On Behalf of | May 28, 2015 | Child Custody |

During a divorce, families with children also have to create child custody arrangements. The two parties have to decide if one will have primary custody or if they will share joint custody. Regardless of which child custody arrangement they choose, it is crucial that the parents continue to work together and do not alienate the other parent. Georgia couples that are divorcing have resources available that can ease the transition for their children.

Children whose parents are divorcing generally experience a great deal of stress as the home that they have known changes. If one parent continually demeans the other, this attitude can affect the children. This can lead to parental alienation, which occurs when a child allies himself with one parent and acts out against the other. In spite of the bitterness and other feelings one parent may be experiencing towards the other, not allowing these emotions to dictate one’s actions can inspire the children to do the same.

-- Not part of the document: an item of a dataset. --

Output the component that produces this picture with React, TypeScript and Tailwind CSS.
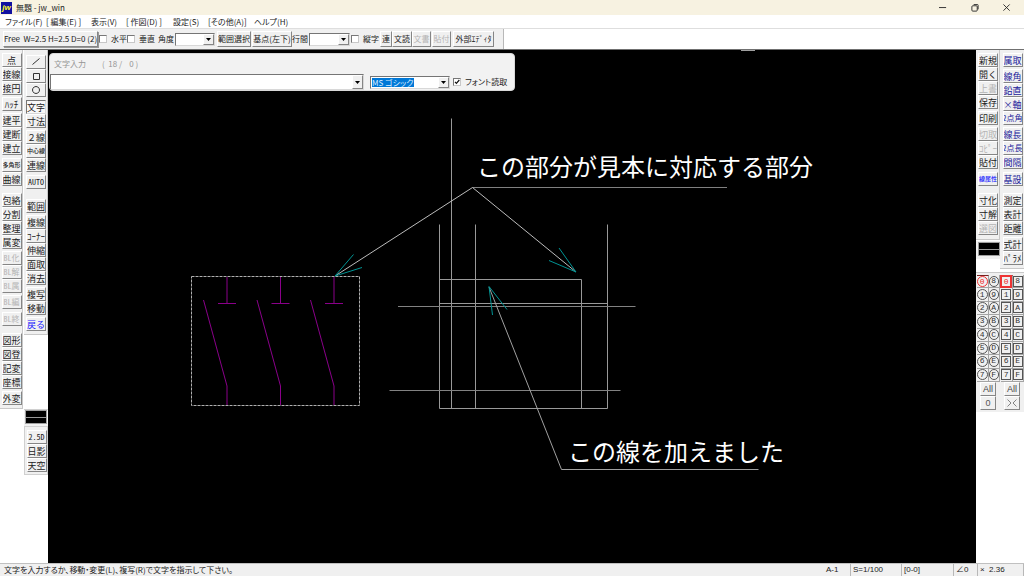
import React from "react";

type Tool = { t: string; gap?: string; tone?: "off" | "blue" | "navy"; pressed?: boolean; small?: boolean; latin?: boolean; shape?: string };

const colA: Tool[] = [
  { t: "点" }, { t: "接線" }, { t: "接円" },
  { t: "ﾊｯﾁ", gap: "mt-[2px]" },
  { t: "建平", gap: "mt-[2px]" }, { t: "建断" }, { t: "建立" },
  { t: "多角形", gap: "mt-[3px]", small: true }, { t: "曲線" },
  { t: "包絡", gap: "mt-[7px]" }, { t: "分割" }, { t: "整理" }, { t: "属変" },
  { t: "BL化", gap: "mt-[2px]", tone: "off", latin: true }, { t: "BL解", tone: "off", latin: true }, { t: "BL属", tone: "off", latin: true },
  { t: "BL編", gap: "mt-[2px]", tone: "off", latin: true },
  { t: "BL終", gap: "mt-[3px]", tone: "off", latin: true },
  { t: "図形", gap: "mt-[7px]" }, { t: "図登" }, { t: "記変" }, { t: "座標" },
  { t: "外変", gap: "mt-[2px]" },
];
const colB: Tool[] = [
  { t: "線", shape: "M1.5 7.5 8.5 1.5" }, { t: "矩形", shape: "M2.5 2.5h6v6h-6z" }, { t: "円", shape: "M5 1.5a3.5 3.5 0 1 0 .01 0z" },
  { t: "文字", gap: "mt-[3px]", pressed: true }, { t: "寸法" },
  { t: "２線", gap: "mt-[2px]" }, { t: "中心線", small: true }, { t: "連線" },
  { t: "AUTO", gap: "mt-[3px]", latin: true },
  { t: "範囲", gap: "mt-[10px]" },
  { t: "複線", gap: "mt-[2px]" }, { t: "ｺｰﾅｰ" }, { t: "伸縮" }, { t: "面取" }, { t: "消去" },
  { t: "複写", gap: "mt-[2px]" }, { t: "移動" },
  { t: "戻る", gap: "mt-[2px]", tone: "blue" },
];
const colB2: Tool[] = [{ t: "2.5D", latin: true }, { t: "日影" }, { t: "天空" }];
const colC: Tool[] = [
  { t: "新規" }, { t: "開く" }, { t: "上書", tone: "off" }, { t: "保存" },
  { t: "印刷", gap: "mt-[2px]" },
  { t: "切取", gap: "mt-[2px]", tone: "off" }, { t: "ｺﾋﾟｰ", tone: "off" }, { t: "貼付" },
  { t: "線属性", gap: "mt-[3px]", tone: "blue", small: true },
  { t: "寸化", gap: "mt-[7px]" }, { t: "寸解" }, { t: "選図", tone: "off" },
];
const colD: Tool[] = [
  { t: "属取", tone: "navy" },
  { t: "線角", gap: "mt-[2px]", tone: "navy" }, { t: "鉛直", tone: "navy" }, { t: "×軸", tone: "navy" }, { t: "2点角", tone: "navy", latin: true },
  { t: "線長", gap: "mt-[2px]", tone: "navy" }, { t: "2点長", tone: "navy", latin: true }, { t: "間隔", tone: "navy" },
  { t: "基設", gap: "mt-[3px]", tone: "navy" },
  { t: "測定", gap: "mt-[7px]" }, { t: "表計" }, { t: "距離" },
  { t: "式計", gap: "mt-[2px]" }, { t: "ﾊﾟﾗﾒ" },
];

const tones = { off: "text-[#b4b4b4]", blue: "text-[#1414ff]", navy: "text-[#20209a]", normal: "text-[#222222]" };
const raised = "border border-t-white border-l-white border-r-[#858585] border-b-[#858585] bg-[#f0f0f0]";
const sunken = "border border-t-[#757575] border-l-[#757575] border-r-[#d8d8d8] border-b-[#d8d8d8]";

function textSize(b: Tool) {
  if (b.small) return "text-[6px] font-medium";
  if (b.latin) return "text-[8px] [font-feature-settings:'hwid']";
  return "text-[9px]";
}

function ToolColumn({ items }: { items: Tool[] }) {
  return (
    <div className="flex flex-col items-center pl-px">
      {items.map((b) => (
        <button
          key={b.t}
          aria-label={b.t}
          className={`flex h-[14px] w-[20px] shrink-0 items-center justify-center overflow-hidden whitespace-nowrap ${textSize(b)} leading-none ${b.gap ?? ""} ${b.pressed ? `${sunken} bg-[#f8f8f8]` : raised} ${tones[b.tone ?? "normal"]}`}
        >
          {b.shape ? (
            <svg viewBox="0 0 10 10" className="h-[10px] w-[10px]" fill="none" stroke="#333"><path d={b.shape} /></svg>
          ) : b.t}
        </button>
      ))}
    </div>
  );
}

function LinePreview() {
  return (
    <button aria-label="線属性" className="flex h-[14px] w-[22px] shrink-0 items-center border border-[#a0a0a0] bg-black">
      <span className="h-px w-full bg-[#9a9a9a]" />
    </button>
  );
}

function Arrow({ label }: { label: string }) {
  return (
    <button aria-label={label} className={`flex w-[11px] shrink-0 items-center justify-center ${raised}`}>
      <svg viewBox="0 0 5 3" className="h-[3px] w-[5px]"><path d="M0 0h5L2.5 3z" fill="#000" /></svg>
    </button>
  );
}

function Combo({ label, className }: { label: string; className: string }) {
  return (
    <div className={`flex h-[13px] shrink-0 bg-white ${sunken} ${className}`}>
      <input aria-label={label} className="w-0 min-w-0 flex-1 bg-white outline-none" />
      <Arrow label={`${label} 一覧`} />
    </div>
  );
}

function Check({ label, className, checked }: { label: string; className: string; checked?: boolean }) {
  return (
    <label className={`flex shrink-0 items-center gap-1 whitespace-nowrap ${className}`}>
      <span className="relative flex h-[8px] w-[8px] shrink-0">
        <input type="checkbox" defaultChecked={checked} className="peer h-[8px] w-[8px] appearance-none border border-[#c8c8c8] border-t-[#777777] border-l-[#777777] bg-white" />
        <svg viewBox="0 0 8 8" className="pointer-events-none absolute inset-0 hidden h-[8px] w-[8px] peer-checked:block">
          <path d="M2 3.8 3.4 5.4 6.3 2" fill="none" stroke="#111" strokeWidth="1.2" />
        </svg>
      </span>
      {label}
    </label>
  );
}

function BarButton({ children, className, off }: { children: React.ReactNode; className: string; off?: boolean }) {
  return (
    <button className={`flex h-[16px] shrink-0 items-center justify-center overflow-hidden whitespace-nowrap ${raised} ${off ? tones.off : ""} ${className}`}>
      {children}
    </button>
  );
}

const menus = [
  ["ファイル(F)", "w-[41px]"], ["[ 編集(E) ]", "w-[45px]"], ["表示(V)", "w-[35px]"], ["[ 作図(D) ]", "w-[47px]"],
  ["設定(S)", "w-[35px]"], ["[その他(A)]", "w-[46px]"], ["ヘルプ(H)", "w-[40px]"],
];

const layersLeft = ["0", "1", "2", "3", "4", "5", "6", "7"];
const layersRight = ["8", "9", "A", "B", "C", "D", "E", "F"];

function Layers({ round }: { round?: boolean }) {
  return (
    <div className="flex flex-col items-center border-t border-[#c8c8c8] bg-[#f0f0f0] pt-[2px] pb-[2px]">
      <div className="grid h-[107px] w-full grid-cols-2 grid-rows-8 pl-px">
        {layersLeft.map((l, i) => (
          <React.Fragment key={l}>
            {[l, layersRight[i]].map((n) => (
              <button
                key={n}
                aria-label={`レイヤ ${n}`}
                className={`flex min-h-0 items-center justify-center border-r border-b border-[#a4a4a4] font-['Liberation_Mono',monospace] text-[8px] leading-none ${n === "0" ? "border-t border-t-[#7a2020] text-[#ee2222]" : "text-[#333333]"}`}
              >
                <span
                  className={`flex items-center justify-center border ${round ? "h-[11px] w-[11px] rounded-full" : "h-[11px] w-[10px]"} ${n === "0" ? "border-[#ee3333]" : "border-[#555555]"} ${n === "0" && !round ? "shadow-[0_0_0_1px_#ee3333]" : ""}`}
                >
                  {n}
                </span>
              </button>
            ))}
          </React.Fragment>
        ))}
      </div>
      <button className={`flex h-[14px] w-[16px] items-center justify-center font-['Liberation_Sans',sans-serif] text-[9px] leading-none text-[#444444] ${raised}`}>All</button>
      <button aria-label={round ? "0" : "切替"} className={`flex h-[14px] w-[16px] items-center justify-center font-['Liberation_Sans',sans-serif] text-[9px] leading-none text-[#555555] ${raised}`}>
        {round ? "0" : (
          <svg viewBox="0 0 10 8" className="h-[8px] w-[10px]" fill="none" stroke="#666" strokeWidth="0.8"><path d="M0.5 0.5 4 4 0.5 7.5M9.5 0.5 6 4 9.5 7.5" /></svg>
        )}
      </button>
    </div>
  );
}

function Drawing() {
  return (
    <svg className="absolute inset-0 h-full w-full" aria-label="図面">
      <g transform="translate(-48 -50)" fill="none" strokeWidth="1">
        <path d="M741 50.5h14" stroke="#a0a0a0" />
        <rect x="191.5" y="276.5" width="168" height="129" stroke="#b0b0b0" strokeDasharray="3 1" />
        {[0, 53.5, 107].map((x) => (
          <path key={x} transform={`translate(${x} 0)`} d="M227 277v26.5M218 303.5h18M203.5 300 227 386V405" stroke="#8a008a" />
        ))}
        <g stroke="#999999">
          <path d="M451.5 118.5V408.5M475.5 224.5V408.5M439.5 224.5V408.5H607.5V224.5M439.5 279.5H581.5V408.5" />
          <path d="M439 303.5H607.5" />
          <path d="M398 306.5H635.5M389.5 390.5H620.5" stroke="#828282" />
        </g>
        <path d="M727 187.5H472.5" stroke="#808080" />
        <path d="M335 276 472.5 187.5 576 272" stroke="#bcbcbc" />
        <path d="M489 287 561.5 469.5H758.5" stroke="#a0a0a0" />
        <path d="M353.5 254.5 335 276 362 267.5M559 248 576 272 549 260.5M507 309.5 489 286.5 492.5 315" stroke="#009494" />
        <g fill="#ffffff" fontFamily="'Noto Sans CJK JP', sans-serif" fontSize="24">
          <text x="477" y="176">この部分が見本に対応する部分</text>
          <text x="568" y="461">この線を加えました</text>
        </g>
      </g>
    </svg>
  );
}

export default function App() {
  return (
    <div className="flex min-h-screen flex-col overflow-hidden bg-white font-['Noto_Sans_CJK_JP',sans-serif] text-[8px] leading-none text-[#222222]">
      <header className="flex h-[15px] items-center bg-[#f7f2e1] pl-px">
        <span className="flex h-[12px] w-[11px] items-center justify-center bg-[#1010a0] font-['Liberation_Sans',sans-serif] text-[8px] font-bold italic text-[#ffff20]">jw</span>
        <h1 className="ml-1 flex-1 text-[8px]">無題 - jw_win</h1>
        <div className="flex items-center gap-[24px] pr-[13px]">
          {[
            ["最小化", "M0 4h8"],
            ["元に戻す", "M1 3q0-1 1-1h4q1 0 1 1v4q0 1-1 1H2q-1 0-1-1zM3 0.5h4q1 0 1 1V6"],
            ["閉じる", "M0.5 0.5 7.5 7.5M7.5 0.5 0.5 7.5"],
          ].map(([label, d]) => (
            <button key={label} aria-label={label}>
              <svg viewBox="0 0 9 9" className="h-[8px] w-[8px]" fill="none" stroke="#222"><path d={d} /></svg>
            </button>
          ))}
        </div>
      </header>
      <nav className="flex h-[14px] items-center border-b border-[#dedede] bg-white pl-[5px] [font-feature-settings:'palt']">
        {menus.map(([m, w]) => (
          <button key={m} className={`text-left whitespace-nowrap ${w}`}>{m}</button>
        ))}
      </nav>
      <div className="flex h-[21px] border-b border-[#707070] bg-white">
        <div className="flex w-[504px] shrink-0 items-center border-r border-[#b8b8b8] bg-[#f0f0f0] pl-[3px]">
          <BarButton className="w-[95px] border-[#777777] whitespace-pre shadow-[1px_1px_0_#999999]">{"Free  W=2.5 H=2.5 D=0 (2)"}</BarButton>
          <Check label="水平" className="ml-[1px] w-[28px]" />
          <Check label="垂直" className="w-[31px]" />
          <span className="w-[17px]">角度</span>
          <Combo label="角度" className="w-[40px]" />
          <BarButton className="ml-[2px] w-[34px]">範囲選択</BarButton>
          <BarButton className="ml-px w-[40px] [font-feature-settings:'palt']">基点(左下)</BarButton>
          <span className="w-[17px]">行間</span>
          <Combo label="行間" className="w-[41px]" />
          <Check label="縦字" className="ml-px w-[29px]" />
          <BarButton className="w-[12px]">連</BarButton>
          <BarButton className="w-[20px]">文読</BarButton>
          <BarButton className="w-[19px]" off>文書</BarButton>
          <BarButton className="ml-px w-[19px]" off>貼付</BarButton>
          <BarButton className="ml-[2px] w-[41px]">外部ｴﾃﾞｨﾀ</BarButton>
        </div>
      </div>
      <main className="flex flex-1">
        <aside className="flex w-[48px] shrink-0 items-start gap-px bg-white">
          <div className="w-[23px] border-r border-b border-[#c8c8c8] bg-[#f0f0f0] pt-[3px] pb-[3px]">
            <ToolColumn items={colA} />
          </div>
          <div className="flex w-[24px] flex-col">
            <div className="border-r border-b border-[#c8c8c8] bg-[#f0f0f0] pt-[5px] pb-[3px]">
              <ToolColumn items={colB} />
            </div>
            <div className="mt-[74px] flex justify-center border-t border-[#d0d0d0] bg-[#f0f0f0] pb-[2px]">
              <LinePreview />
            </div>
            <div className="border border-[#d0d0d0] bg-[#f0f0f0] pt-[3px] pb-[2px]">
              <ToolColumn items={colB2} />
            </div>
          </div>
        </aside>
        <section className="relative min-w-0 flex-1 overflow-hidden bg-black">
          <Drawing />
          <div role="dialog" aria-label="文字入力" className="absolute top-[3px] left-px flex h-[38px] w-[466px] flex-col rounded-[4px] border border-[#d8d8d8] bg-[#f2f2f2]">
            <h2 className="flex h-[20px] items-center gap-[16px] pl-1 text-[8px] whitespace-pre text-[#959595]">
              <span>文字入力</span><span>{"(  18 /    0 )"}</span>
            </h2>
            <div className="flex items-center">
              <div className={`flex h-[16px] w-[314px] bg-white ${sunken}`}>
                <input aria-label="文字入力" className="min-w-0 flex-1 bg-white outline-none" />
                <Arrow label="文字履歴" />
              </div>
              <div className={`ml-[6px] flex h-[13px] w-[80px] items-stretch justify-between bg-white pl-px ${sunken}`}>
                <input aria-label="フォント" defaultValue="MS ゴシック" className="my-px w-[42px] bg-[#0078d7] text-[8px] leading-none text-[#d8ecff] outline-none [font-feature-settings:'palt']" />
                <Arrow label="フォント一覧" />
              </div>
              <Check label="フォント読取" className="ml-[3px] [font-feature-settings:'palt']" checked />
            </div>
          </div>
        </section>
        <aside className="flex w-[48px] shrink-0 items-start bg-white">
          <div className="w-[24px]">
            <div className="h-[190px] border-r border-b border-[#c8c8c8] bg-[#f0f0f0] pt-[3px]">
              <ToolColumn items={colC} />
            </div>
            <div className="mt-[1px] flex h-[18px] items-start justify-center bg-[#f0f0f0] pt-px pl-px"><LinePreview /></div>
            <div className="mt-[13px]"><Layers round /></div>
          </div>
          <div className="w-[24px]">
            <div className="h-[219px] border-b border-[#c8c8c8] bg-[#f0f0f0] pt-[3px]">
              <ToolColumn items={colD} />
            </div>
            <div className="mt-[3px]"><Layers /></div>
          </div>
        </aside>
      </main>
      <footer className="flex h-[13px] items-center border-t border-[#c0c0c0] bg-[#f0f0f0] pl-[4px]">
        <p className="flex-1 [font-feature-settings:'palt']">文字を入力するか、移動・変更(L)、複写(R)で文字を指示して下さい。</p>
        <div className="flex h-full font-['Liberation_Sans','Noto_Sans_CJK_JP',sans-serif]">
          {[["A-1", "w-[27px]"], ["S=1/100", "w-[51px]"], ["[0-0]", "w-[52px]"], ["∠0", "w-[24px]"], ["×  2.36", "w-[46px]"]].map(([t, w]) => (
            <span key={t} className={`flex items-center border-r border-[#b8b8b8] pl-[2px] whitespace-pre ${w}`}>{t}</span>
          ))}
        </div>
      </footer>
    </div>
  );
}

This behavior evidences itself in many families that go through the divorce process. However, parent alienation can be avoided by choosing a child custody arrangement that is in the best interest of the children and by keeping negative emotions at bay. Whether there is one primary custodian or it is a shared custody agreement, children perform better academically and emotionally when both parents play an active role in their lives. Neither parent should be made to feel inadequate or unloved in the eyes of his or her child.

Parental cooperation following a divorce is important for the children and the parents. How the two parents treat each other plays an important role in how easy the transition will be for the children. Families working through child custody in Georgia can find assistance from those with experience handling this type of arrangement. Those who feel they are being alienated can receive support from therapists and coaches who are trained in how to respond to such negativity.